Ianis: De huidige periode is sowieso moeilijk voor iedereen. Het huidige coronavirus is iets dat we helemaal niet kennen, snel is opgekomen en veel mensen doodt. Dus ik kan begrijpen dat het voor hen moeilijk is om geschikte maatregelen te vinden. Dat gezegd zijnde, vind ik veel maatregelen echt dom. Je mag niet op restaurant gaan waar je met voldoende afstand uit elkaar kan zitten, maar je mag wel tijdens het spitsuur op een overvolle bus zitten? Zulke dingen snap ik echt niet en dit maakt me boos. Wat ik vooral jammer vind, is dat ze alle schuld bij de jongeren lijken te leggen. Iedereen heeft het moeilijk, dus met de vinger wijzen naar bepaalde groepen haalt echt niks uit.

Project B: Wanneer COVID-19 eindelijk verleden tijd is en alle maatregelen verdwenen zijn, denk je dan dat deze crisis positieve of negatieve uitkomsten zal hebben?

Ianis: Op economisch vlak zal er sowieso verlies zijn, ik vrees zelfs dat er een enorme crisis aankomt. Wat kunst betreft denk ik niet dat er noodzakelijk een positief of negatief effect te merken zal zijn. Wanneer we kijken naar de Tweede Wereldoorlog, dan zien we ook dat kunst enorm belangrijk was. Er waren andere invloeden en emoties die allemaal gereflecteerd werden in de kunst. Een verandering treedt dus op, maar deze is niet per se positief of negatief. Dat zal bij deze crisis ook zo zijn denk ik.


Project B: Laten we ter afsluiting kijken naar je eigen toekomst. Heb je een grote droom die je nog zou willen bereiken?

Ianis: Goh, zou ik echt mogen dromen dan wil ik later gekend staan als de fotograaf van het volk.
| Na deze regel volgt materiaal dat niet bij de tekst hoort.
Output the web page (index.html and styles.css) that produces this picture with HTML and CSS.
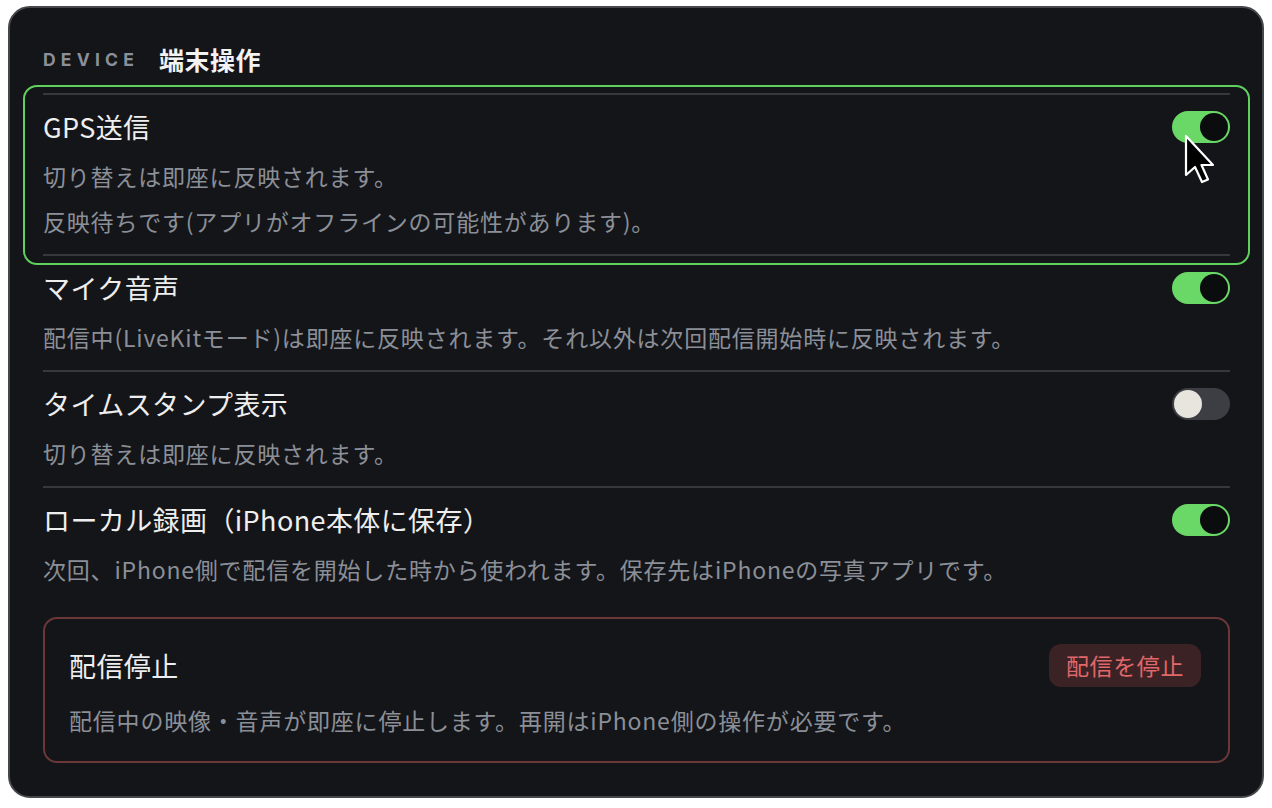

Iemand die de strijd in beeld bracht die dagelijks door veel mensen wordt gevoerd, maar waar niet genoeg over gesproken wordt. Ik wil gewoon een stem kunnen bieden via mijn fotografie. Persoonlijke roem doet me weinig. Dat mijn foto’s beroemd zouden worden, met veel plezier. Maar interviews doen hoeft voor mij niet. Er is mijn werk en dat zegt genoeg over mezelf.